Objective: Read through the entries below and return each line with the word "React".

◇ ◇ ◇ ◇ ◇

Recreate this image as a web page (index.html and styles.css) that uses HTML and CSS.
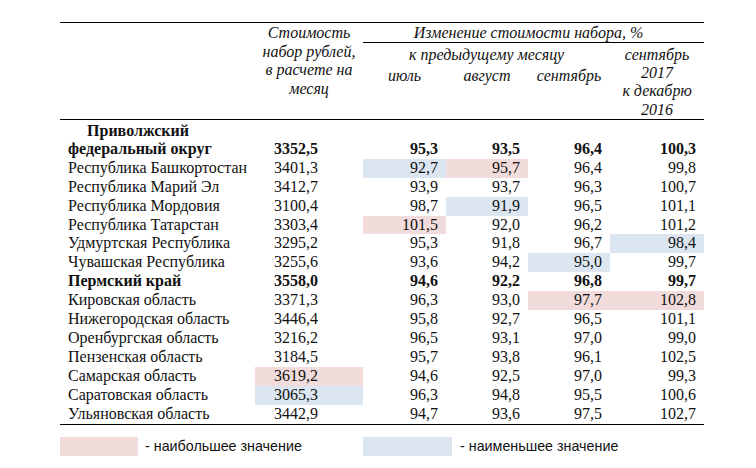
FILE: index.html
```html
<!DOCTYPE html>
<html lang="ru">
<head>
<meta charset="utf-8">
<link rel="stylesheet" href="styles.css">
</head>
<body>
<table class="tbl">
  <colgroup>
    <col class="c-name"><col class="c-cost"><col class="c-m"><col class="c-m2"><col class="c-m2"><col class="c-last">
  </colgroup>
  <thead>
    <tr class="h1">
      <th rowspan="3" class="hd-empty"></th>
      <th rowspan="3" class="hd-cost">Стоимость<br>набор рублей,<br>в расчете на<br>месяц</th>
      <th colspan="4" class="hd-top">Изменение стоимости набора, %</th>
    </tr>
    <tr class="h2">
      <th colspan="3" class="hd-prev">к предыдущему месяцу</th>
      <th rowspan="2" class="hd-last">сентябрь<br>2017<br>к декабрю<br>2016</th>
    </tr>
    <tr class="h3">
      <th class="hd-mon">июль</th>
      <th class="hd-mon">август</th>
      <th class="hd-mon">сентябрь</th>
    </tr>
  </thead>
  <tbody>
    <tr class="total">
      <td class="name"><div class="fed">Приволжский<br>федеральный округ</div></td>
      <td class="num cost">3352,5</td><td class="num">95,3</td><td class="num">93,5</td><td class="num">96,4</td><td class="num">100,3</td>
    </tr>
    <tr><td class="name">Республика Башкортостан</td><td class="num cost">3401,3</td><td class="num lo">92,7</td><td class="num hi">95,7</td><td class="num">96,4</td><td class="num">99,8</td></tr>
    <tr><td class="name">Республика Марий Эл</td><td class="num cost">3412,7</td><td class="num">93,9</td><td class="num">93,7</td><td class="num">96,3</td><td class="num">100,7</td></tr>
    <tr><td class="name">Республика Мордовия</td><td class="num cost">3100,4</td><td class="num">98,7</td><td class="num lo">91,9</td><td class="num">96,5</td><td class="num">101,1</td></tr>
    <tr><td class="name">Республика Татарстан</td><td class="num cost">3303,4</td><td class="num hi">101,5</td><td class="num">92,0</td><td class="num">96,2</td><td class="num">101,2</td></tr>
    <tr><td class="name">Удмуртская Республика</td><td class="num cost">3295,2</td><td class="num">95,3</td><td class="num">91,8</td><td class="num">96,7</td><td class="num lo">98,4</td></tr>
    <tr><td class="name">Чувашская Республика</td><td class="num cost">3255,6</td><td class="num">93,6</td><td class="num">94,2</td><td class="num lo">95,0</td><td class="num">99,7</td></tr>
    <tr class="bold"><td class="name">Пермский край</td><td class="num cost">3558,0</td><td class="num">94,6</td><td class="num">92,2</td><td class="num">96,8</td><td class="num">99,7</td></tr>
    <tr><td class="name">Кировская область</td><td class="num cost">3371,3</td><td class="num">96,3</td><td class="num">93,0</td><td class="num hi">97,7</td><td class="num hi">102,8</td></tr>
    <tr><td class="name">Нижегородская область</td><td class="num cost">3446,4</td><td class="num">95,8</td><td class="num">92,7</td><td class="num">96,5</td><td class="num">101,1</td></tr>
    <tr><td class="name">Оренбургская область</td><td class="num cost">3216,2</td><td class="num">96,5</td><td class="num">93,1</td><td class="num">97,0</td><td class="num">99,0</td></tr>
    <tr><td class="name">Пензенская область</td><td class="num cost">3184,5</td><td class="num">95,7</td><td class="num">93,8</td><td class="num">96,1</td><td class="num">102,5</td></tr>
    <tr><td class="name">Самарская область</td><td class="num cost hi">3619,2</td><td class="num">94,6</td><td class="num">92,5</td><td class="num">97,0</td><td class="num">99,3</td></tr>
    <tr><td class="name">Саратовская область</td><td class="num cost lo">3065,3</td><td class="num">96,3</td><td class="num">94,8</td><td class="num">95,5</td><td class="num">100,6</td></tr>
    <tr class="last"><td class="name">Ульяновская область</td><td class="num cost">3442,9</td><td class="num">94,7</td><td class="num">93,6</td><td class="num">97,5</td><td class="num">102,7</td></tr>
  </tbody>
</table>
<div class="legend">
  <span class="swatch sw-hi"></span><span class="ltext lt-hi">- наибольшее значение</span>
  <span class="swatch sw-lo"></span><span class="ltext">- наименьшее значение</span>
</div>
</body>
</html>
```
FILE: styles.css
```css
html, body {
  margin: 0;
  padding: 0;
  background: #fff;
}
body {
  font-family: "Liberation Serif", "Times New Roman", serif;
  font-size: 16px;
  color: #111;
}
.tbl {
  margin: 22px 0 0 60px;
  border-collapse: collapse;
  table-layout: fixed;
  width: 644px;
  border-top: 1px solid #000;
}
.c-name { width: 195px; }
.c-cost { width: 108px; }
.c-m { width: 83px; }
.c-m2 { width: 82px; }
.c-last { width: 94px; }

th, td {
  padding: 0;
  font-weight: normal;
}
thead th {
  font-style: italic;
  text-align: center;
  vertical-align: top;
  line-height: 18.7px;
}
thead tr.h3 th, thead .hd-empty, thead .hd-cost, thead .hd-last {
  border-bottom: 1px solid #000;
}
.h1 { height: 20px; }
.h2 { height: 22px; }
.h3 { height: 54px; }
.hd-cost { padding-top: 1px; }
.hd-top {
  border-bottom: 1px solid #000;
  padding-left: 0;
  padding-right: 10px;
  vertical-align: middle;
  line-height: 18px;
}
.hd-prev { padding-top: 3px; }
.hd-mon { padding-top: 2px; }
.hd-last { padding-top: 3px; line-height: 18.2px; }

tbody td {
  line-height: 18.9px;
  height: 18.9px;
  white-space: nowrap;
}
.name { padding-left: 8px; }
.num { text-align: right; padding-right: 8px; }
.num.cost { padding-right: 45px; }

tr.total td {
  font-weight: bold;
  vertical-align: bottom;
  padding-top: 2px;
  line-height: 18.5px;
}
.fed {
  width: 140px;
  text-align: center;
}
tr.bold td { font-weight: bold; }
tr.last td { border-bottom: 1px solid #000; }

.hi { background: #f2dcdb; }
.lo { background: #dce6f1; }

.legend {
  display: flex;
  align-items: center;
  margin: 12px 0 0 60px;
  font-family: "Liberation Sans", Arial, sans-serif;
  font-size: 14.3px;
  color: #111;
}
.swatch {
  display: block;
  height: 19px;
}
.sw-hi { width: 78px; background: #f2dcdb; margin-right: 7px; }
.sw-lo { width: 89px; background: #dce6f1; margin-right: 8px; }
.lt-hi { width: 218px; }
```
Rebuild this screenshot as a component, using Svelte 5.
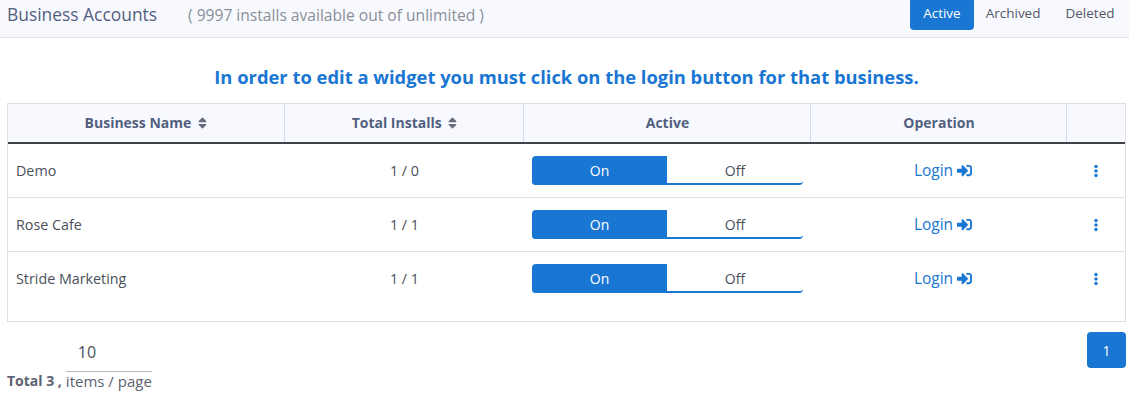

◇ ◇ ◇ ◇ ◇

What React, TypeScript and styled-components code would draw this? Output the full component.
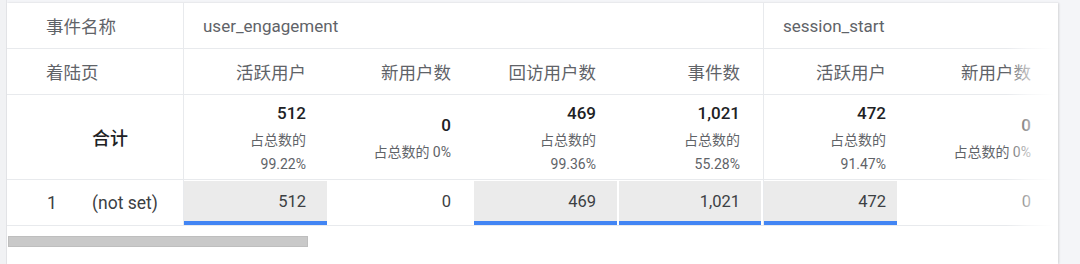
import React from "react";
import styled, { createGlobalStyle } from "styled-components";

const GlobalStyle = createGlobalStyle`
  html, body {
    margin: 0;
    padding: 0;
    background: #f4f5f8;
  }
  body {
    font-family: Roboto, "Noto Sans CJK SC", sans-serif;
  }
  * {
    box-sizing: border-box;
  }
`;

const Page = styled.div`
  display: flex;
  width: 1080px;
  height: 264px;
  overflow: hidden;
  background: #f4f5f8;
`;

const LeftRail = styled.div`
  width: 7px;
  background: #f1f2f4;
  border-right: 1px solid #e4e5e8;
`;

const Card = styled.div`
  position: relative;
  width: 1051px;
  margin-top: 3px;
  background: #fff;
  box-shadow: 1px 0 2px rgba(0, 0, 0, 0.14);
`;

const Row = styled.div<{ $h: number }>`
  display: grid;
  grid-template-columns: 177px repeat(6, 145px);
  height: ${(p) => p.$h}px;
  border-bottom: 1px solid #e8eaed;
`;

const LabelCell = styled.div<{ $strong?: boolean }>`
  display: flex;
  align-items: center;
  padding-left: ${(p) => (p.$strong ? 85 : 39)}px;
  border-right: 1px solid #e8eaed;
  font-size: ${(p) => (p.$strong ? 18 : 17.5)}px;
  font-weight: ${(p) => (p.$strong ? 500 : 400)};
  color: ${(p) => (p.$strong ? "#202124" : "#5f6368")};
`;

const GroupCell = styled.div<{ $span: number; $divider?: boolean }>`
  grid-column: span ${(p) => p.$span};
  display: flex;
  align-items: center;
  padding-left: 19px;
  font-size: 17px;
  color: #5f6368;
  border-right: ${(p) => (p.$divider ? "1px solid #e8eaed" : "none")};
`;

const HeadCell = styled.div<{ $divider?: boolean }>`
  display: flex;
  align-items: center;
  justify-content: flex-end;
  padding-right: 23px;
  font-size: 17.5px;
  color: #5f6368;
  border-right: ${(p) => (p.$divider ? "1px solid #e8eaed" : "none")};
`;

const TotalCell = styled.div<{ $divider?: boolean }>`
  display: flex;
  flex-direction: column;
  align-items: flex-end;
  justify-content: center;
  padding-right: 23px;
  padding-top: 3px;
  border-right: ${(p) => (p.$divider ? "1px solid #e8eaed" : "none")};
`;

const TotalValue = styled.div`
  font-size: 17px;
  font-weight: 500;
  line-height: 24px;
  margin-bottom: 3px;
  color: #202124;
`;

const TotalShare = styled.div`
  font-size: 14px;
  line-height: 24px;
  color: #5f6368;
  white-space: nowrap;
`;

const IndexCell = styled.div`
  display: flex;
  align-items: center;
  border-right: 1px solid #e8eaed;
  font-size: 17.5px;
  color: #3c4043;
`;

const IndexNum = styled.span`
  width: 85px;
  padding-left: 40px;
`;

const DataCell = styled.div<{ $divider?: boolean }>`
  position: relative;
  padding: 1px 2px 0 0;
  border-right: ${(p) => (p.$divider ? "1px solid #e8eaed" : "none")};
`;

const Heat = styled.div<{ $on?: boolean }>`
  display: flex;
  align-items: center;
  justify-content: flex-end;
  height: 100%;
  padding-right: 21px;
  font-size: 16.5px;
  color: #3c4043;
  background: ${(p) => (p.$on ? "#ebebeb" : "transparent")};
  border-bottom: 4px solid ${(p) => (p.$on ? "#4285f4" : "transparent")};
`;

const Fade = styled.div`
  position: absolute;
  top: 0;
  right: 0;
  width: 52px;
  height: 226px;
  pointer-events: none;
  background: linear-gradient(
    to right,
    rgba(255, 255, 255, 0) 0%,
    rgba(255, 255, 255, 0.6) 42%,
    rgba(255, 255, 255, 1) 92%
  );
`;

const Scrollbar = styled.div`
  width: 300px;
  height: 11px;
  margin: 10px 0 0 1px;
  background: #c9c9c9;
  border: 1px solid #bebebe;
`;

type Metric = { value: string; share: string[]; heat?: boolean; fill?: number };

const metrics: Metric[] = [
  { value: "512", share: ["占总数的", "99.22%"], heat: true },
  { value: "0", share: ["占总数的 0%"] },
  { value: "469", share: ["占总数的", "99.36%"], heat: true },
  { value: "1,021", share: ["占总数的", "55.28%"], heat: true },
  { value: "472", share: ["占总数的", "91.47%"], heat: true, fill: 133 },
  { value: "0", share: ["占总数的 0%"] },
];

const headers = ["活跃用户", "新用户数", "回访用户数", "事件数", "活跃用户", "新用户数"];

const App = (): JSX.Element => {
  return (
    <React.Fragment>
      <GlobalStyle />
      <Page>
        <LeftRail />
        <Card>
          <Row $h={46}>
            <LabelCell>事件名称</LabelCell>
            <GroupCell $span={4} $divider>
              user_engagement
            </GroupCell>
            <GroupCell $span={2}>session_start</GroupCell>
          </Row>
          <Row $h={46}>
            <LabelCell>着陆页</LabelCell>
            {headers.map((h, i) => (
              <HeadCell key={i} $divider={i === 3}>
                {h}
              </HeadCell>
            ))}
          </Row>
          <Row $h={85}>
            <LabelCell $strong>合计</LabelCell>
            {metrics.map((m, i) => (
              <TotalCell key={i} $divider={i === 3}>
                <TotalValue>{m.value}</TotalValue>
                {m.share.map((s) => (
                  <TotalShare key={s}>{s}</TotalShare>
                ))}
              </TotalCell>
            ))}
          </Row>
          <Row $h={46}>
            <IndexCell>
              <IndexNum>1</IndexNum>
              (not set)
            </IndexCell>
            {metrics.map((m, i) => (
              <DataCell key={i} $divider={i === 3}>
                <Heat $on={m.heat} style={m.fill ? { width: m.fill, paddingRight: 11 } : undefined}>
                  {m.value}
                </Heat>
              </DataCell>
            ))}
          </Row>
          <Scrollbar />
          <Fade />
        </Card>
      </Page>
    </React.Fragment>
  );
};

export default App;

◇ ◇ ◇ ◇ ◇

Task response:
What React, TypeScript and styled-components code would draw this? Output the full component.
import React from "react";
    <React.Fragment>
    </React.Fragment>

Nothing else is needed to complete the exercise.